Генерал Петров не спускает глаз с этого района. Здесь почти полгода героически держатся моряки. Они не раз за время обороны показали себя как люди неколебимой стойкости. Но сейчас бригаде тяжело: после трехнедельных июньских боев, после почти непрерывных бомбардировок и артиллерийских обстрелов бригада сильно поредела, обросла большим числом раненых, расстреляла почти все снаряды, лишилась регулярной связи и осталась почти без продовольственных запасов.
Раненых надо вывозить в Камышевую — надо, да не на чем!
Боже! Сколько же металла было сброшено тут!
Специалисты делали подсчеты. Цифры бросали в дрожь, и все же никто тогда не мог предположить, что даже спустя тридцать лет после окончания боев виноградари при рыхлении почвы меж лозами будут каждый год находить свидетелей далеких сражений — тяжелые металлические осколки снарядов и бомб.
Камышевая бухта. После Северной она самая удобная, но совершенно необорудованная: вместо причалов — притопленный понтон плавучего копра, и это все: никаких механизмов для разгрузки и погрузки, ни одного склада, никакого укрытия, кроме примитивного эвакогоспиталя и вырытых в земле щелей. А сюда идут и едут тысячи людей — сюда теперь приходят с Большой земли корабли.
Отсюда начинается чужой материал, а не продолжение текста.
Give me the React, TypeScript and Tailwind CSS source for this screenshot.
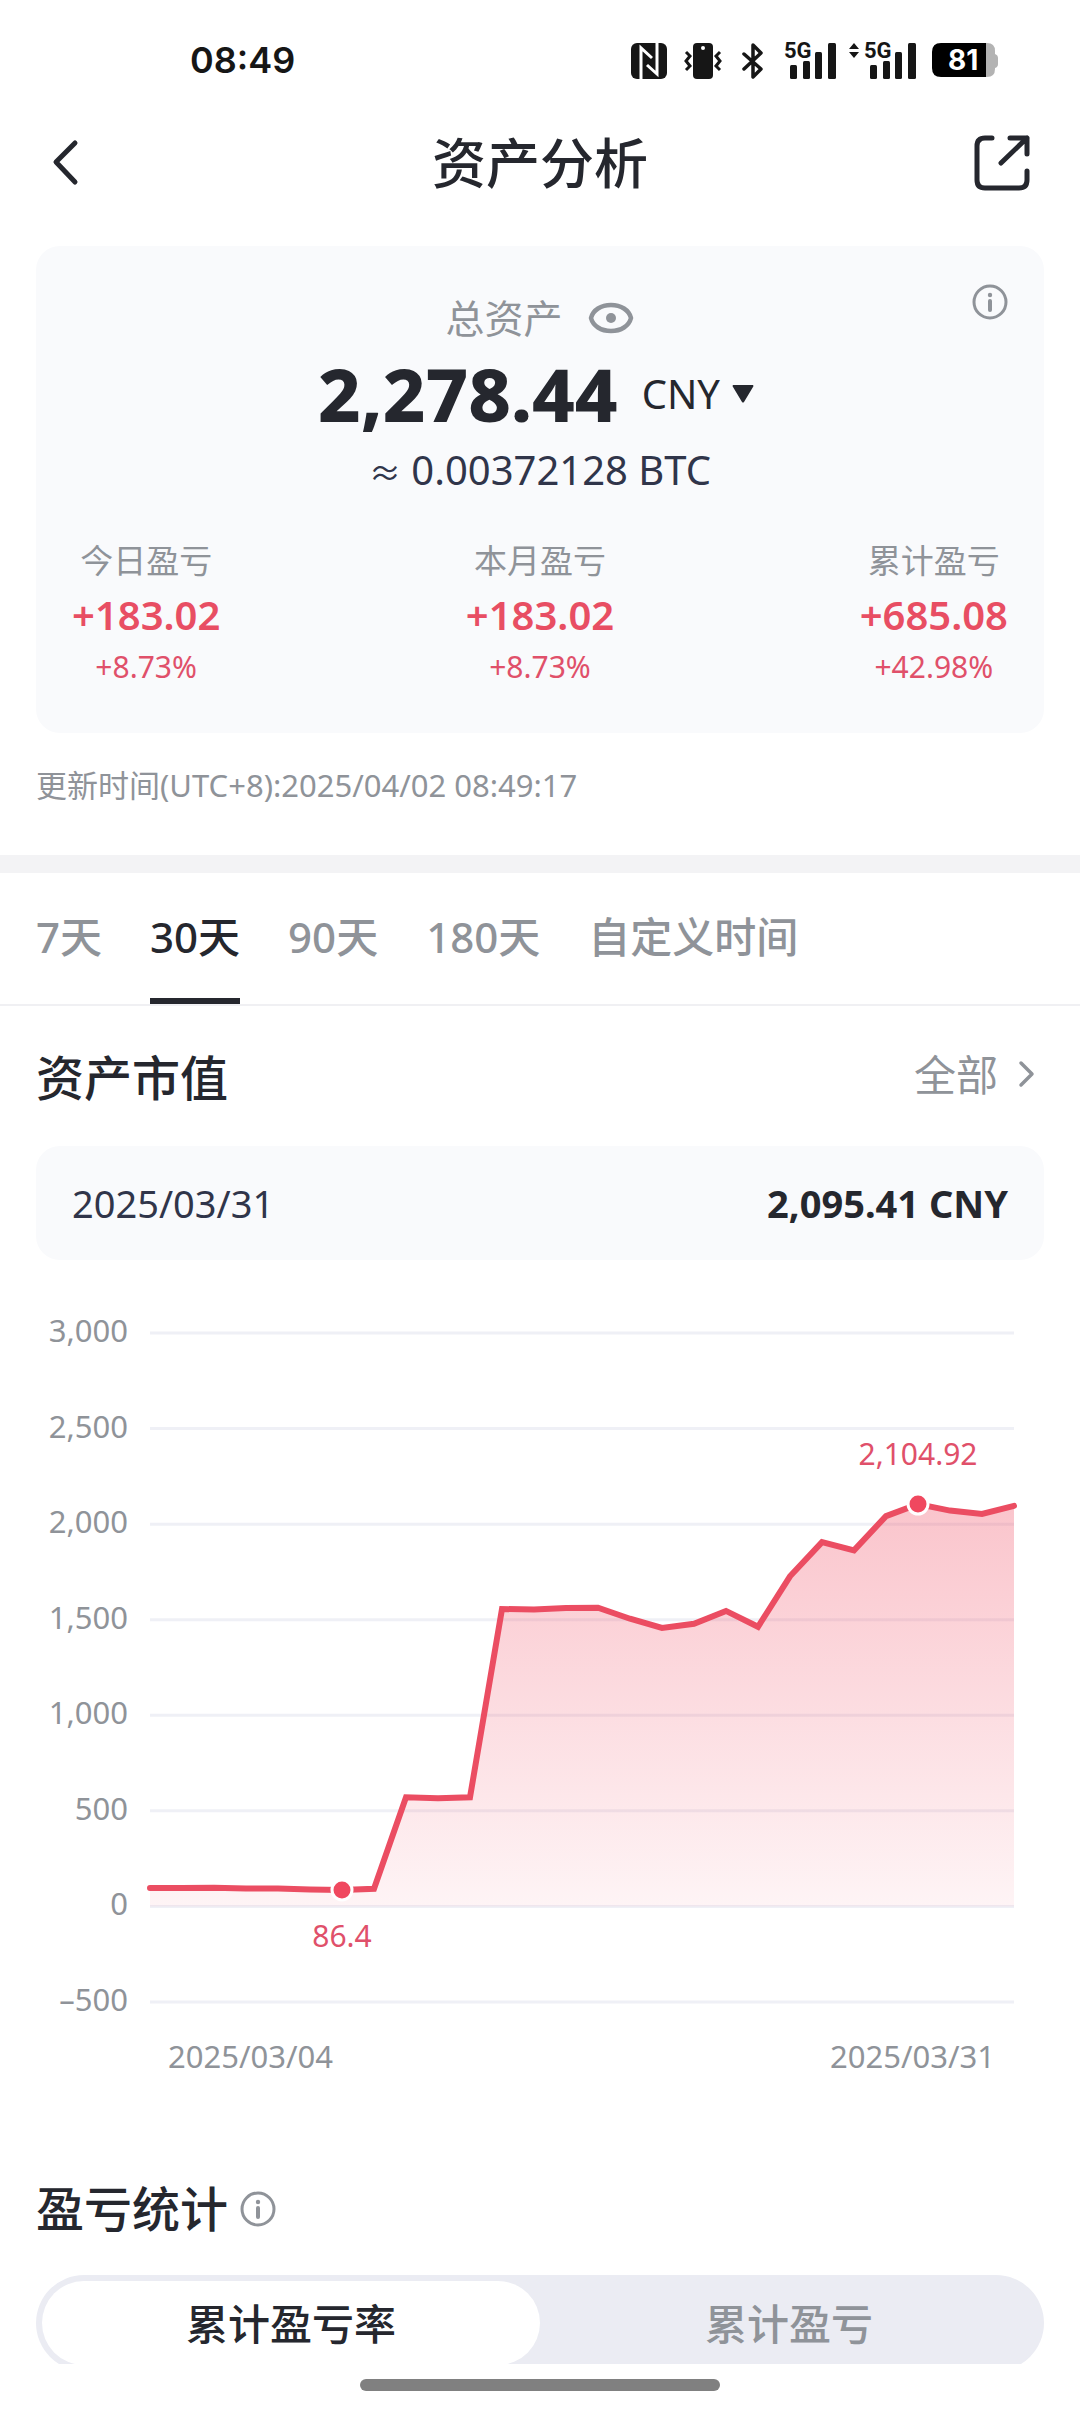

Приходят в ночи на час-полтора; золотые краснофлотские руки успевают за это фантастически малое время снять с палубы все грузы, свести на берег войска, принять раненых, детей, женщин, стариков — надо до рассвета уйти отсюда, пройти через минное поле, и если уж доведется встретиться с противником, то в открытом море, где есть простор для маневра.
Генерал после очередного звонка бросает трубку на коромысло телефонного аппарата, снимает пенсне и, протирая стекла, смотрит на меня изможденным взглядом и как бы говорит: «Вот, дорогой товарищ корреспондент, какая тут обстановка! А вы спрашиваете, какие у нас перспективы!»
Иногда он берет в руки карандаш и что-то быстро записывает в тетрадь и затем рисует знак или проводит черту либо ставит цифры на оперативной карте.